The second part of the independent study focused on digital collation. Using the Textual Communities platform, we collated all the manuscript witnesses of Cædmon’s Hymn to experiment with how textual variation can be computationally visualized. This phase explored how editorial decision-making normally hidden or implicit—can be made legible through interface design and data structuring, and how multiple textual traditions can be represented simultaneously rather than hierarchically.
The third major experiment focused on the sonification of codicological data from The Canterbury Tales manuscripts. In this phase, we explored the transformative potential of data sonification—the process of converting data into sound—as a means of interpreting and experiencing manuscript features such as page dimensions, script density, and layout. Drawing on quantitative codicology, we aimed to create immersive soundscapes that render these patterns audible. This method not only broadens accessibility for visually impaired audiences but also offers a novel way of engaging with medieval material culture. We hope to present this work in the coming year under the title Can You Hear the Sound of Manuscripts? We hope to present this experiment some time in early 2026.

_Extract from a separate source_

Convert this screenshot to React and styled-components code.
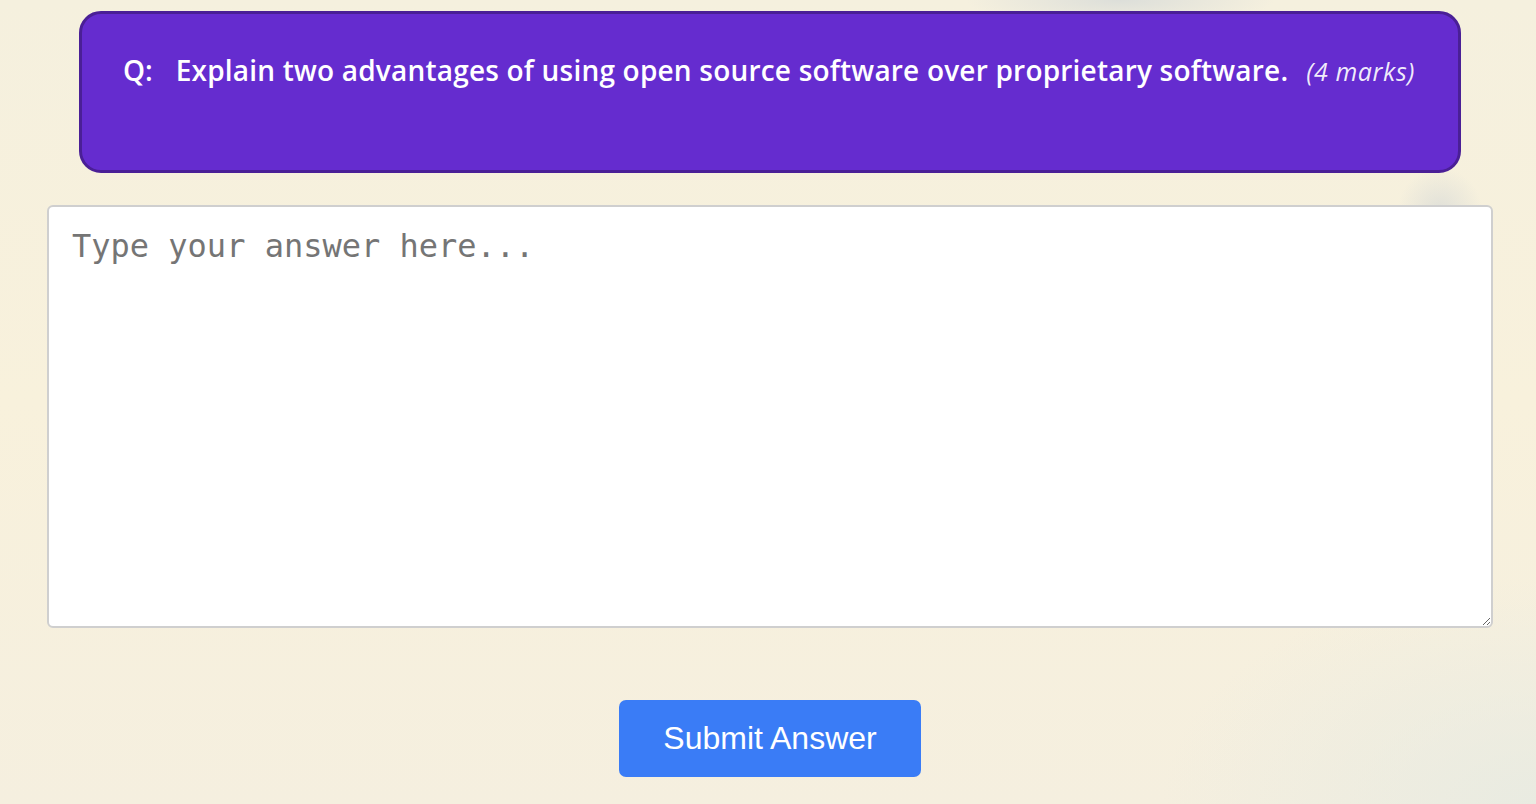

These three experimental strands culminated in our final paper, “Can We Push the Boundaries of Digital Philology? The Limits of Screwmeneutics for Old English”, which critiques the infrastructural and epistemological limitations of current digital tools. While playful methods like “screwmeneutics” offer new modes of exploration, we argue that without a baseline of technical reliability, such approaches risk becoming incoherent. Drawing on our lemmatization work and the broader failures of NLP systems applied to Beowulf, we call for minimalist but validated workflows grounded in transparency, documentation, and collaboration. We build on models from Dombrowski (2014), Krauwer’s BLARK (1998), and Unsworth’s ‘scholarly primitives’ (2000) to outline a sustainable vision for historical NLP. This paper will be presented in September 2025 at Hermeneutica in Practice: Honoring the Work and Legacy of Stéfan Sinclair, a conference focused on text analysis, tool-building, and critical digital humanities.